Well, what can you say? Not many councils have the courage or creative thinking to actually ask the people what they want. They are more used to telling them what to do.
But Islington, to its credit, did exactly that.
Whose idea was it? I asked.
Looking slightly uneasy, Mr Kempton suggested he had played a large part in dreaming it up.
He seemed a modest man, and that would be as near as I would ever get, I thought, to drawing a response to my question from him.
Parking is one thing, however contentious, but housing – and the state of the middle class in Islington – is quite another.
I had earlier spoken to Mr Hitchins, and Mr Kempton agreed with him – Islington simply didn’t have the sort of solid belt of middle-class residents you find in Camden.
“There are a lot of professional people you find in the Upper Street area who earn fairly good salaries in the City, rent their properties, but that’s about it,” said Mr Kempton.
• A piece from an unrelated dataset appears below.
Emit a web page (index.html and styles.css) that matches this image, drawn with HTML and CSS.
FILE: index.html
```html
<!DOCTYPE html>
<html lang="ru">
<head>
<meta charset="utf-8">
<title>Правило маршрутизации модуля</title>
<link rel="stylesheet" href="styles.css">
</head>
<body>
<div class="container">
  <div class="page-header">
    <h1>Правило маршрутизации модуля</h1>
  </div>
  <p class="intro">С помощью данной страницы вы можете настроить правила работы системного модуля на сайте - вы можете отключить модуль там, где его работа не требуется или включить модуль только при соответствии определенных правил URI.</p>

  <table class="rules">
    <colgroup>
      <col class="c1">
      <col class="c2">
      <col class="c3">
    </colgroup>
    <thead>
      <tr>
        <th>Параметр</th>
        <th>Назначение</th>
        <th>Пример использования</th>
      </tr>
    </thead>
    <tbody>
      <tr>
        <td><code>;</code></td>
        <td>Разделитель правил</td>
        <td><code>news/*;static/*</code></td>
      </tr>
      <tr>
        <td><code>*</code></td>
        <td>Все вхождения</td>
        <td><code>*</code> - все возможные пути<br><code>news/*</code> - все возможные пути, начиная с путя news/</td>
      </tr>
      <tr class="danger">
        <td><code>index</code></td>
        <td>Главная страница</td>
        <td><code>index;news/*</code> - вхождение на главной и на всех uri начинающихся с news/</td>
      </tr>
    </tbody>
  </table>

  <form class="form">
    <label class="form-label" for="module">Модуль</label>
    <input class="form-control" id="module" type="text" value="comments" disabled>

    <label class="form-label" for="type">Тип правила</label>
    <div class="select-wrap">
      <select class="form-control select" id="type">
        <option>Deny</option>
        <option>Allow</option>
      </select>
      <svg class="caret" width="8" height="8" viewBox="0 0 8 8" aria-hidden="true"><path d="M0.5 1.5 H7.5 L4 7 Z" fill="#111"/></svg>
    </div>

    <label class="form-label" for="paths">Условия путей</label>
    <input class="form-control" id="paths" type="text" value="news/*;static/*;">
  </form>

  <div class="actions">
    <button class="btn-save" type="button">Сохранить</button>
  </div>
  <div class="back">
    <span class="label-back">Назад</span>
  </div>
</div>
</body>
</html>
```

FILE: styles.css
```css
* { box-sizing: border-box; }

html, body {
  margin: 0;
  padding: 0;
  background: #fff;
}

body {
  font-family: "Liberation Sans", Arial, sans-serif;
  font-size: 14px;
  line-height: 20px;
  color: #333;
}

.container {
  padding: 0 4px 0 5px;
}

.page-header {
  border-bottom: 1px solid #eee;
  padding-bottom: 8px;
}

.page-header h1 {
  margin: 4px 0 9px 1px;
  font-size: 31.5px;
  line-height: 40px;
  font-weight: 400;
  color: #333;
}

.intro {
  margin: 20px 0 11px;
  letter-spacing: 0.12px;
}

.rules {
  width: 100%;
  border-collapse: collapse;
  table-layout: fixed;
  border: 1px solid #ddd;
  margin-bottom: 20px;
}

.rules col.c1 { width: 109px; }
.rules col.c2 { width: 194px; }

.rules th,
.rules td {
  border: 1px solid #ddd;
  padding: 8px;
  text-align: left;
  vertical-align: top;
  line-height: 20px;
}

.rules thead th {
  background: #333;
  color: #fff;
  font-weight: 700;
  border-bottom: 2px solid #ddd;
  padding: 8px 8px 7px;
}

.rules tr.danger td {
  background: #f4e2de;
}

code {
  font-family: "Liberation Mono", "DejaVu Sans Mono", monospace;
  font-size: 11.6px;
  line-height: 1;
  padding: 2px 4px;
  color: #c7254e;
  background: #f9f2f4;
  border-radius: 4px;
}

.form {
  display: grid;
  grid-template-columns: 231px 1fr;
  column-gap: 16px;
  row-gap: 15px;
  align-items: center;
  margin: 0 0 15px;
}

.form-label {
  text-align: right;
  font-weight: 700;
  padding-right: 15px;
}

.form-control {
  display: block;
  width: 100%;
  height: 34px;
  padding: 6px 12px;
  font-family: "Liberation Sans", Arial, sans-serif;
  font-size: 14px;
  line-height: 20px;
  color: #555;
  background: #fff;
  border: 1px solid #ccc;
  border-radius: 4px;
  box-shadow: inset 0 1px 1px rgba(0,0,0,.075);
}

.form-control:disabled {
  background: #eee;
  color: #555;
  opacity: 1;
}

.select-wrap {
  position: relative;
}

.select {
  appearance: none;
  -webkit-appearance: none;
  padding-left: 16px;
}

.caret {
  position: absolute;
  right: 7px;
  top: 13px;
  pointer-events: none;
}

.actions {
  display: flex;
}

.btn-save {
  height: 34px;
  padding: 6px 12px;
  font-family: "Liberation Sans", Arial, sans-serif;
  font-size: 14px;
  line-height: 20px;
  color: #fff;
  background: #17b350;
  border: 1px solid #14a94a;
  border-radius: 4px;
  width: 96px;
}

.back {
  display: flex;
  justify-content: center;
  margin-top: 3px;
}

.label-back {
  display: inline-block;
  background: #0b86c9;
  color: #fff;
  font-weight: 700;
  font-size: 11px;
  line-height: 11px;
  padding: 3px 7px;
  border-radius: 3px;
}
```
He agreed with Mr Hitchins that research had shown that middle-class couples settled in Islington, but when they had seen their children through schools – usually outside the borough and often, presumably, private – they would sell up, and leave.
He also agreed with Mr Hitchins, who argued that it was all right for Ken Livingstone to lay down that 50 per cent of new developments should be allocated to social housing, but the fact remained that the sort of people who would move into these flats wouldn’t necessarily be well off enough to sustain the growth of local shops.
While, officially, Islington Lib Dems have not publicised their intention to build council homes in the borough – this, by the way, would make them a rare breed among local authorities in Britain – Mr Kempton discussed the problems it might throw up.
Where would these new homes be built? Where were the brownfield sites? There were some in the North Road area, off Caledonian Road, he said, but not many elsewhere in the borough.
Then came the whole sensitive issue of immigration and the changing population – first thrown into public debate by MP Margaret Hodge – leading to the question of who would qualify for this new housing.
But Mr Kempton made it clear that whoever would gain they would have to be on the housing list. They would have enough points to put them at the top of the list.
Then, again, despite Mr Livingstone’s predilection for high-rise blocks, both Mr Kempton and Mr Hitchins were clearly very much against the idea.
But who can find fault with Islington for becoming the first council in London to start building council homes again? Who can blame them for trying to cope with the worst housing crisis this country has faced in decades?
However small their efforts, whatever motives political opponents might ascribe to them, one can only feel it’s a step in the right direction.
The few that can be built will be funded from the sale of street properties. But, if Gordon Brown keeps to pledges hinted at in recent discussions, more money may be made available to local authorities, in which case Islington can stride even further into the future.
It’s all very exciting, and all very odd, in a way, that I should have this stimulating discussion at what appeared to be a quiet summer party held by the mayor, Councillor Barbara Smith, at the Children’s Centre in Archway.
I wish there had been Labour councillors at the party with whom I could have developed the arguments, but there was none. A great pity.